INTRODUCTION
These are important times for how the world manages the annual flow of around $200 billion in development cooperation assistance to developing countries. A number of changes in global international development cooperation are in the offering: within a one month span, development issues will be taken up by the G-20 at the Leaders’ Summit at Los Cabos, by the United Nations at its Rio+20 Summit, and by Jim Kim upon taking over as the first ever development professional to become president of the World Bank. The key issues on the table are implementation of the Millennium Development Goals, building consensus on a new set of post-2015 Sustainable Development Goals, implementing a New Deal on fragile states, and closer integration of environmental, security, trade, investment and development agendas.
There is now an opportunity to establish a new paradigm and governance structure for coordinating the many state and non-state actors engaged in development cooperation. A new Global Partnership for Effective Development Cooperation is taking shape, backstopped by the Development Assistance Committee (DAC) of the Organization for Economic Cooperation and Development (OECD) and the United Nations Development Program (UNDP). Establishing this partnership was one of the key outcomes of the Busan High Level Forum on Aid Effectiveness held in December 2011.

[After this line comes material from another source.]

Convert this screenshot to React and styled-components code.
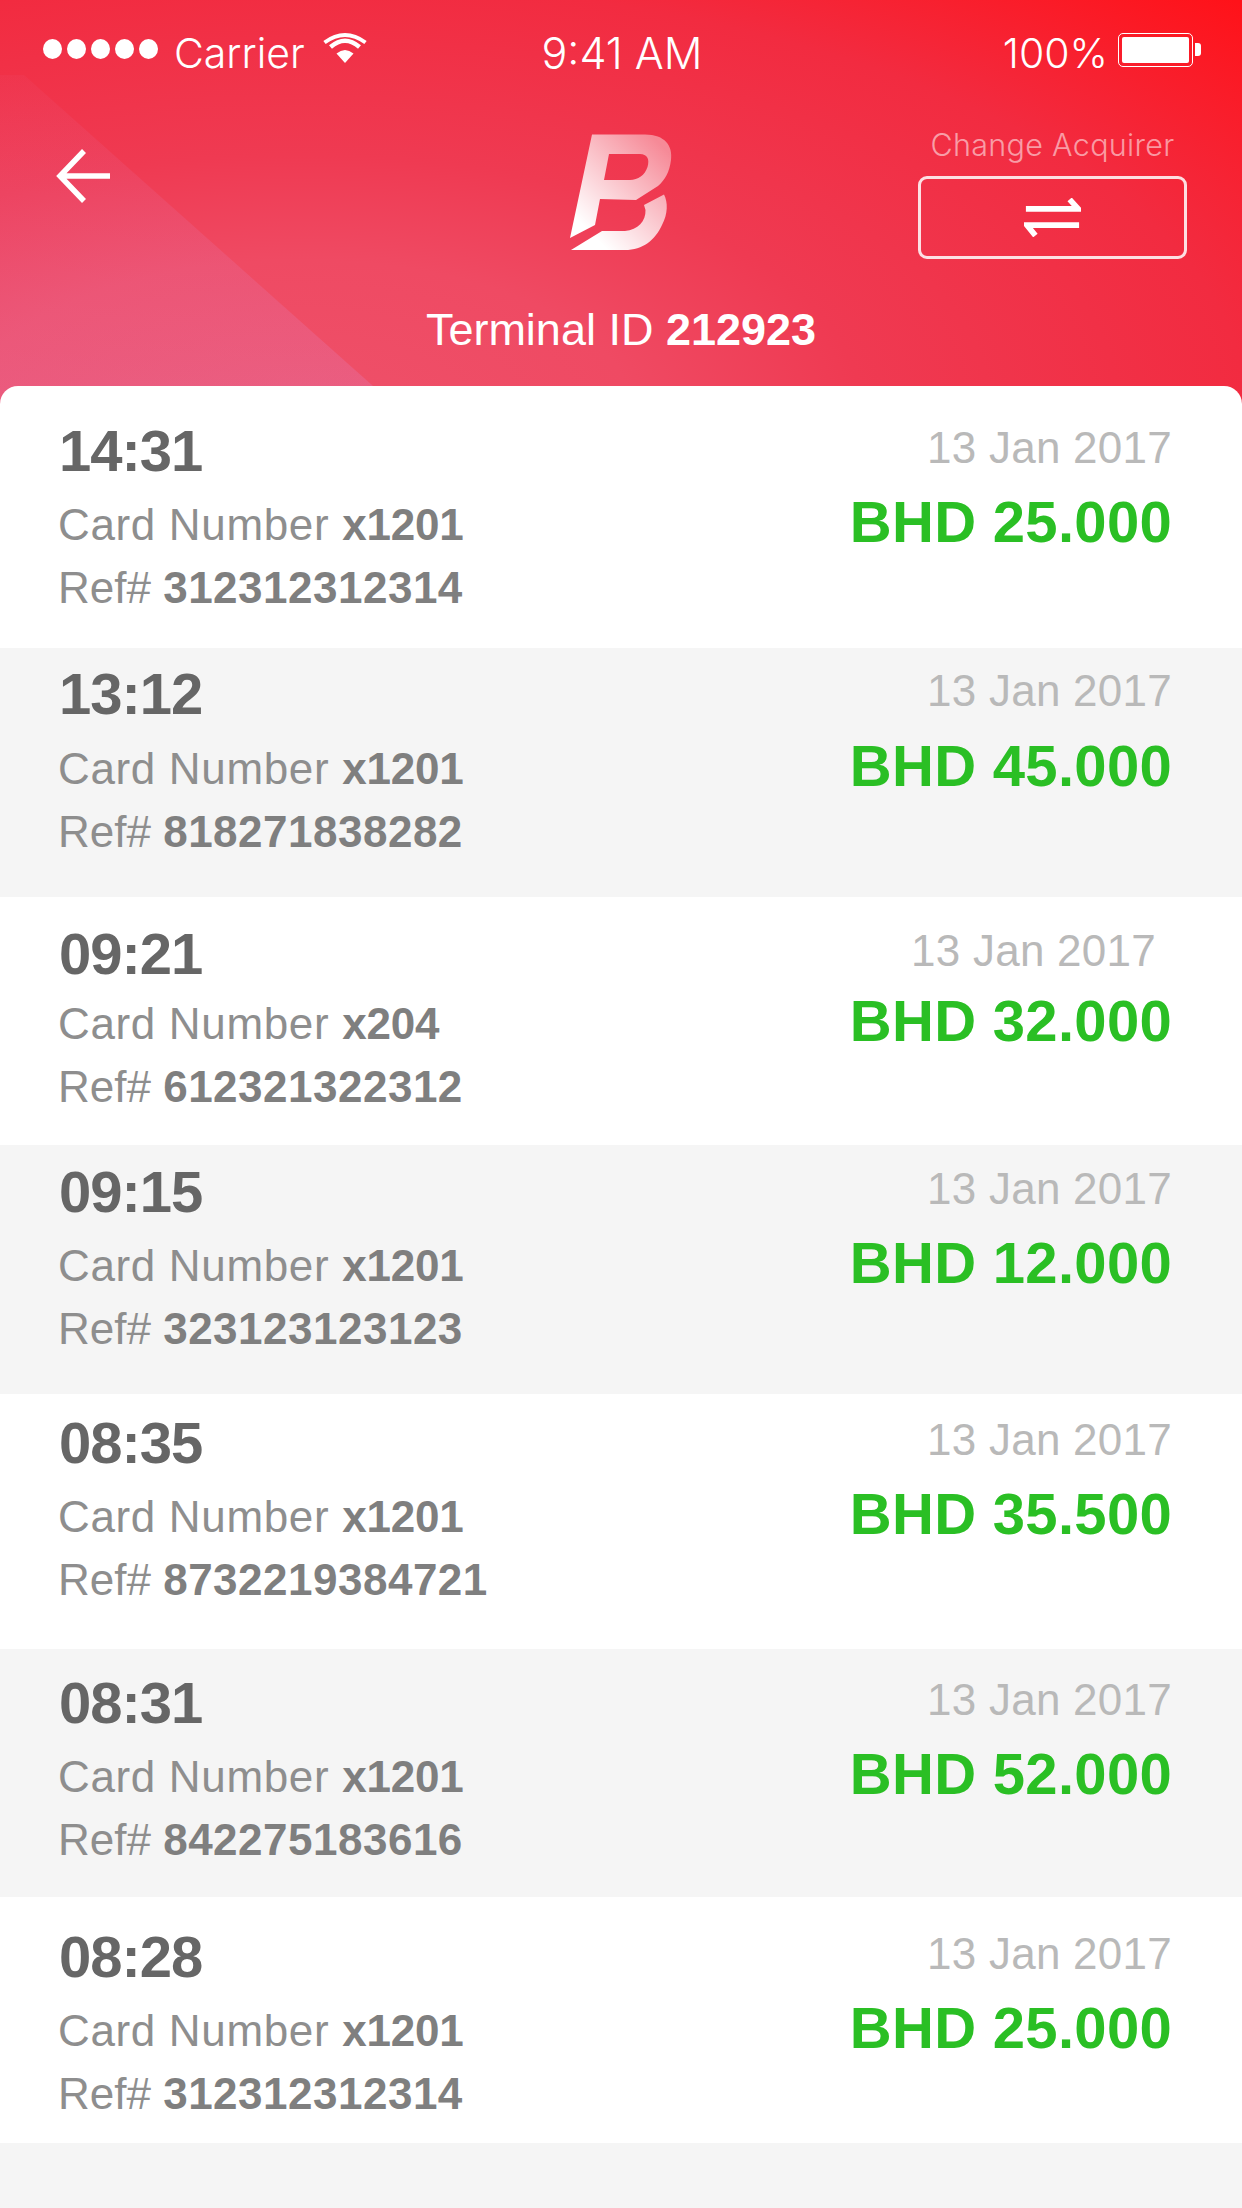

On June 28-29, 2012, the Working Party on Aid Effectiveness, a DAC-supported international partnership for aid effectiveness, will hold a plenary meeting in Paris which should conclude with three consequential outcomes: (i) it will bring into being a new Global Partnership for Effective Development Cooperation with a governance structure that truly reflects the multi-stakeholder nature of development today; (ii) it will dissolve itself, marking one of the first times that a multilateral structure is actually replaced by a more suitable mechanism; and (iii) it will adopt a set of indicators for monitoring global progress towards more effective development cooperation.
Already, the outlines of the new partnership are becoming clear, thanks to a transparent process of meetings and dialogue. There is much to be encouraged about, but as with most efforts for institutional change, the devil is in the details. At first glance, while the Global Partnership promises to deliver substantial and significant improvements in governance, its proposed new monitoring indicators are still rooted in the past and do not reflect the new style of development cooperation that is expected in the next decade. This policy paper explores the approach to building indicators and suggests improvements to ensure better development cooperation.